┌──
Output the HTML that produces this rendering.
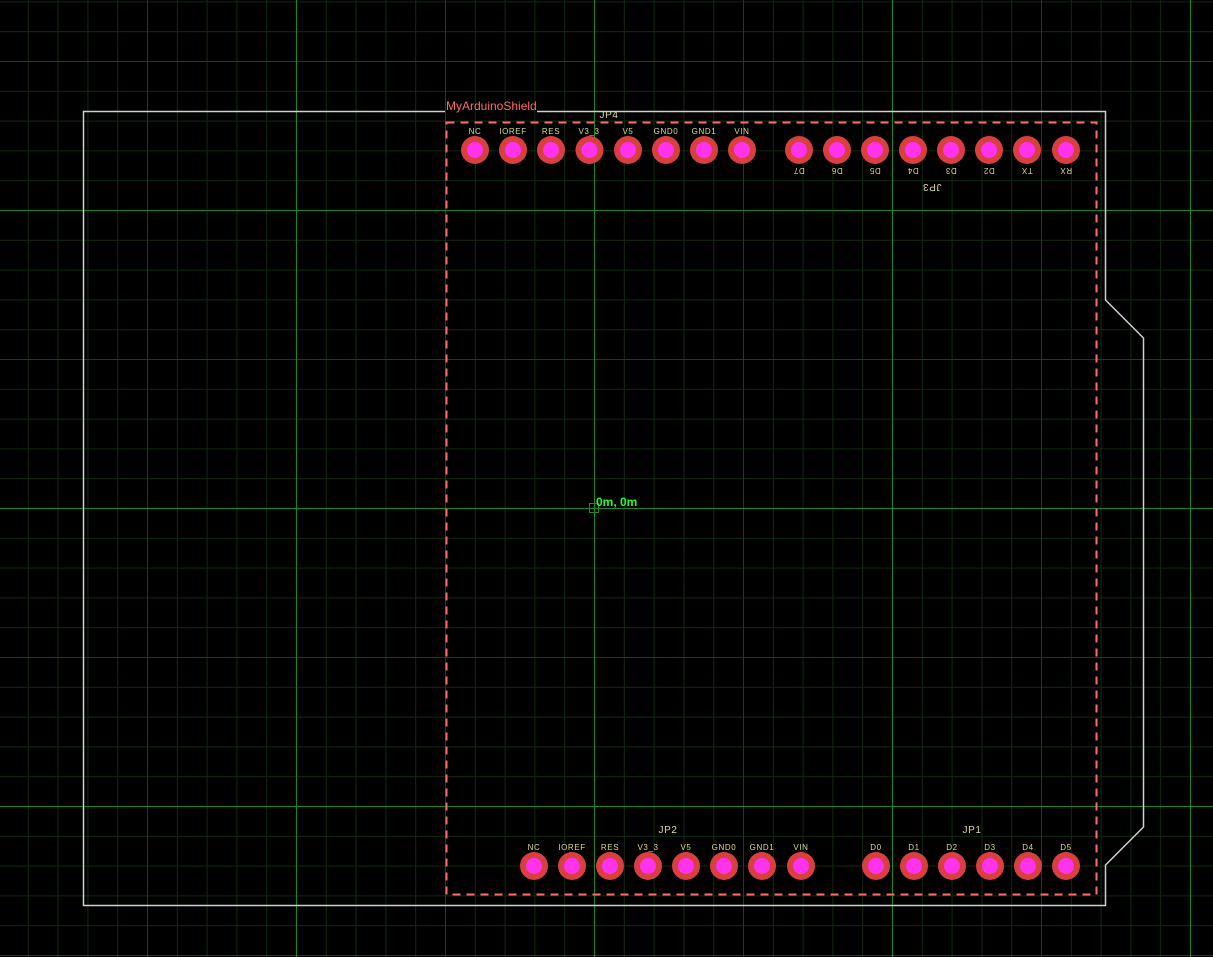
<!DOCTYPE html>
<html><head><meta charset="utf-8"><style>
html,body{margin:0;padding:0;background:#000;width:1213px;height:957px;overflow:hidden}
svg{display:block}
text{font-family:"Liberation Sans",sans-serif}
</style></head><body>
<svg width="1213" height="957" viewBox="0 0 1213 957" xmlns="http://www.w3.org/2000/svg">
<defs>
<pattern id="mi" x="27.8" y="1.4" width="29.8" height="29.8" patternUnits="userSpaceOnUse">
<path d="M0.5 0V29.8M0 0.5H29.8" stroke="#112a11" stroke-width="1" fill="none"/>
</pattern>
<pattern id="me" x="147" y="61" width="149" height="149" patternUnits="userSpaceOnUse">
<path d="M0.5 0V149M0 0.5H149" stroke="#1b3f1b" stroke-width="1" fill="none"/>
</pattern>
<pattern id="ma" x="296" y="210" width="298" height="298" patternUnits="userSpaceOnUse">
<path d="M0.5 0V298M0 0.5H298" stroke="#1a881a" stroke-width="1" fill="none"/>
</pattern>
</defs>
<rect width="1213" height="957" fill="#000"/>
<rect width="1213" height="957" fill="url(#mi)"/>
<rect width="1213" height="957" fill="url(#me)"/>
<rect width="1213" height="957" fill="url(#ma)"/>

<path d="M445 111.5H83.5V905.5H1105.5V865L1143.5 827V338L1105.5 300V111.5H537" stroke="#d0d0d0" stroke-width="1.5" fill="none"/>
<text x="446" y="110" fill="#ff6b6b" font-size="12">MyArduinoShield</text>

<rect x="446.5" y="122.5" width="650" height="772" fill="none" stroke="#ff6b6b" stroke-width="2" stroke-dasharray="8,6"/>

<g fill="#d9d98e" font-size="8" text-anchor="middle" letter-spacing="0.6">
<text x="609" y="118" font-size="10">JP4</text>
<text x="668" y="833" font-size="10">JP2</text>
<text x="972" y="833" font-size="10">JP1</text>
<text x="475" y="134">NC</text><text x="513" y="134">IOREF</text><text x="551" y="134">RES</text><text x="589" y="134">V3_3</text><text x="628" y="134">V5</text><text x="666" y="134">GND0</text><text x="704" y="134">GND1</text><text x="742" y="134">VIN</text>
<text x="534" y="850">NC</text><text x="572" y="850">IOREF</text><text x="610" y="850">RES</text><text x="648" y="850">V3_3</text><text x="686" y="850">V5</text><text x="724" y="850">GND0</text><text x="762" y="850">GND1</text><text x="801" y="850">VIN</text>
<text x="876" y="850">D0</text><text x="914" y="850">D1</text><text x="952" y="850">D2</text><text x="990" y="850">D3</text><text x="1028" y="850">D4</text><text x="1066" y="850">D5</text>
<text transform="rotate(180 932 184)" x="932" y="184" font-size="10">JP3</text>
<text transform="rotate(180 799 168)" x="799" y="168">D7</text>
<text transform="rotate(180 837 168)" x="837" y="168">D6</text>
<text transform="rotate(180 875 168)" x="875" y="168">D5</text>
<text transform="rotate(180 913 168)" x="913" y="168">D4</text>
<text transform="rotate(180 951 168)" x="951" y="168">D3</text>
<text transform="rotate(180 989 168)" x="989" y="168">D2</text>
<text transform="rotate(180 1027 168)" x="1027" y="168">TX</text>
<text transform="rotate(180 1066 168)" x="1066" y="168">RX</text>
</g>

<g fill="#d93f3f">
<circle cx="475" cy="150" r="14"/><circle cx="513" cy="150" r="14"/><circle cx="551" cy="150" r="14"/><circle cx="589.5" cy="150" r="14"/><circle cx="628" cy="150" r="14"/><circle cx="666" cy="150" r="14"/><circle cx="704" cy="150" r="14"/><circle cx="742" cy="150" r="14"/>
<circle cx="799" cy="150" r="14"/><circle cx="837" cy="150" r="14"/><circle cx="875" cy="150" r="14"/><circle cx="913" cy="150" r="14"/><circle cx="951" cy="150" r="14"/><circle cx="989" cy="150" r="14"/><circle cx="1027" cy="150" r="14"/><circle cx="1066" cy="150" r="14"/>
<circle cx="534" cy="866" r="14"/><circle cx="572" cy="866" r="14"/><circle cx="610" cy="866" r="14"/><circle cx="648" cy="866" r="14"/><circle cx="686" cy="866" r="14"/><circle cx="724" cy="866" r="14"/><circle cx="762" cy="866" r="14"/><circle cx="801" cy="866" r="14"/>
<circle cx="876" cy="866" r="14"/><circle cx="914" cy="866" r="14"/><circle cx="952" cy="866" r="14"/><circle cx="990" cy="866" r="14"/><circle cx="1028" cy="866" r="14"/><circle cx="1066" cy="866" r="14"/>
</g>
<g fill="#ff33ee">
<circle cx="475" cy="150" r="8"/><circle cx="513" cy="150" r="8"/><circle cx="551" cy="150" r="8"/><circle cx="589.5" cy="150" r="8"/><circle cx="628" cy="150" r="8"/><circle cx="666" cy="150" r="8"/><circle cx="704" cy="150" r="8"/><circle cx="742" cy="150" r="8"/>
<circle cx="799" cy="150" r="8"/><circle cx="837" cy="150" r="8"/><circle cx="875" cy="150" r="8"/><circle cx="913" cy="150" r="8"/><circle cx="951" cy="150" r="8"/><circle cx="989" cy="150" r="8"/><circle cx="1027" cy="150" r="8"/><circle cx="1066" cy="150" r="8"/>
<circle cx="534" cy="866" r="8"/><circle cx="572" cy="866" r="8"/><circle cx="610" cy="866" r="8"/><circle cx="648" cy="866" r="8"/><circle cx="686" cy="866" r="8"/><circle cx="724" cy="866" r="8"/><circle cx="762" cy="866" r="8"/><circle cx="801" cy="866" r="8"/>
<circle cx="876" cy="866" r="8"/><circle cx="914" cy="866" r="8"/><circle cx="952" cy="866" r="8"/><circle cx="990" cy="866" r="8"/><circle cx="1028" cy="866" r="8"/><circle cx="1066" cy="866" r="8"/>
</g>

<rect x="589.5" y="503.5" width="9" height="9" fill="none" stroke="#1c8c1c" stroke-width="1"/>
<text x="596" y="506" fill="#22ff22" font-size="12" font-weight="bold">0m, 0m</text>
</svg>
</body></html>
└──
--- What the task asks ---
The listing above must be printed again exactly, minus its pictures.

--- Expected output ---
Output the HTML that produces this rendering.
<!DOCTYPE html>
<html><head><meta charset="utf-8"><style>
html,body{margin:0;padding:0;background:#000;width:1213px;height:957px;overflow:hidden}
svg{display:block}
text{font-family:"Liberation Sans",sans-serif}
</style></head><body>
<svg width="1213" height="957" viewBox="0 0 1213 957" xmlns="http://www.w3.org/2000/svg">
<defs>
<pattern id="mi" x="27.8" y="1.4" width="29.8" height="29.8" patternUnits="userSpaceOnUse">
<path d="M0.5 0V29.8M0 0.5H29.8" stroke="#112a11" stroke-width="1" fill="none"/>
</pattern>
<pattern id="me" x="147" y="61" width="149" height="149" patternUnits="userSpaceOnUse">
<path d="M0.5 0V149M0 0.5H149" stroke="#1b3f1b" stroke-width="1" fill="none"/>
</pattern>
<pattern id="ma" x="296" y="210" width="298" height="298" patternUnits="userSpaceOnUse">
<path d="M0.5 0V298M0 0.5H298" stroke="#1a881a" stroke-width="1" fill="none"/>
</pattern>
</defs>
<rect width="1213" height="957" fill="#000"/>
<rect width="1213" height="957" fill="url(#mi)"/>
<rect width="1213" height="957" fill="url(#me)"/>
<rect width="1213" height="957" fill="url(#ma)"/>

<path d="M445 111.5H83.5V905.5H1105.5V865L1143.5 827V338L1105.5 300V111.5H537" stroke="#d0d0d0" stroke-width="1.5" fill="none"/>
<text x="446" y="110" fill="#ff6b6b" font-size="12">MyArduinoShield</text>

<rect x="446.5" y="122.5" width="650" height="772" fill="none" stroke="#ff6b6b" stroke-width="2" stroke-dasharray="8,6"/>

<g fill="#d9d98e" font-size="8" text-anchor="middle" letter-spacing="0.6">
<text x="609" y="118" font-size="10">JP4</text>
<text x="668" y="833" font-size="10">JP2</text>
<text x="972" y="833" font-size="10">JP1</text>
<text x="475" y="134">NC</text><text x="513" y="134">IOREF</text><text x="551" y="134">RES</text><text x="589" y="134">V3_3</text><text x="628" y="134">V5</text><text x="666" y="134">GND0</text><text x="704" y="134">GND1</text><text x="742" y="134">VIN</text>
<text x="534" y="850">NC</text><text x="572" y="850">IOREF</text><text x="610" y="850">RES</text><text x="648" y="850">V3_3</text><text x="686" y="850">V5</text><text x="724" y="850">GND0</text><text x="762" y="850">GND1</text><text x="801" y="850">VIN</text>
<text x="876" y="850">D0</text><text x="914" y="850">D1</text><text x="952" y="850">D2</text><text x="990" y="850">D3</text><text x="1028" y="850">D4</text><text x="1066" y="850">D5</text>
<text transform="rotate(180 932 184)" x="932" y="184" font-size="10">JP3</text>
<text transform="rotate(180 799 168)" x="799" y="168">D7</text>
<text transform="rotate(180 837 168)" x="837" y="168">D6</text>
<text transform="rotate(180 875 168)" x="875" y="168">D5</text>
<text transform="rotate(180 913 168)" x="913" y="168">D4</text>
<text transform="rotate(180 951 168)" x="951" y="168">D3</text>
<text transform="rotate(180 989 168)" x="989" y="168">D2</text>
<text transform="rotate(180 1027 168)" x="1027" y="168">TX</text>
<text transform="rotate(180 1066 168)" x="1066" y="168">RX</text>
</g>

<g fill="#d93f3f">
<circle cx="475" cy="150" r="14"/><circle cx="513" cy="150" r="14"/><circle cx="551" cy="150" r="14"/><circle cx="589.5" cy="150" r="14"/><circle cx="628" cy="150" r="14"/><circle cx="666" cy="150" r="14"/><circle cx="704" cy="150" r="14"/><circle cx="742" cy="150" r="14"/>
<circle cx="799" cy="150" r="14"/><circle cx="837" cy="150" r="14"/><circle cx="875" cy="150" r="14"/><circle cx="913" cy="150" r="14"/><circle cx="951" cy="150" r="14"/><circle cx="989" cy="150" r="14"/><circle cx="1027" cy="150" r="14"/><circle cx="1066" cy="150" r="14"/>
<circle cx="534" cy="866" r="14"/><circle cx="572" cy="866" r="14"/><circle cx="610" cy="866" r="14"/><circle cx="648" cy="866" r="14"/><circle cx="686" cy="866" r="14"/><circle cx="724" cy="866" r="14"/><circle cx="762" cy="866" r="14"/><circle cx="801" cy="866" r="14"/>
<circle cx="876" cy="866" r="14"/><circle cx="914" cy="866" r="14"/><circle cx="952" cy="866" r="14"/><circle cx="990" cy="866" r="14"/><circle cx="1028" cy="866" r="14"/><circle cx="1066" cy="866" r="14"/>
</g>
<g fill="#ff33ee">
<circle cx="475" cy="150" r="8"/><circle cx="513" cy="150" r="8"/><circle cx="551" cy="150" r="8"/><circle cx="589.5" cy="150" r="8"/><circle cx="628" cy="150" r="8"/><circle cx="666" cy="150" r="8"/><circle cx="704" cy="150" r="8"/><circle cx="742" cy="150" r="8"/>
<circle cx="799" cy="150" r="8"/><circle cx="837" cy="150" r="8"/><circle cx="875" cy="150" r="8"/><circle cx="913" cy="150" r="8"/><circle cx="951" cy="150" r="8"/><circle cx="989" cy="150" r="8"/><circle cx="1027" cy="150" r="8"/><circle cx="1066" cy="150" r="8"/>
<circle cx="534" cy="866" r="8"/><circle cx="572" cy="866" r="8"/><circle cx="610" cy="866" r="8"/><circle cx="648" cy="866" r="8"/><circle cx="686" cy="866" r="8"/><circle cx="724" cy="866" r="8"/><circle cx="762" cy="866" r="8"/><circle cx="801" cy="866" r="8"/>
<circle cx="876" cy="866" r="8"/><circle cx="914" cy="866" r="8"/><circle cx="952" cy="866" r="8"/><circle cx="990" cy="866" r="8"/><circle cx="1028" cy="866" r="8"/><circle cx="1066" cy="866" r="8"/>
</g>

<rect x="589.5" y="503.5" width="9" height="9" fill="none" stroke="#1c8c1c" stroke-width="1"/>
<text x="596" y="506" fill="#22ff22" font-size="12" font-weight="bold">0m, 0m</text>
</svg>
</body></html>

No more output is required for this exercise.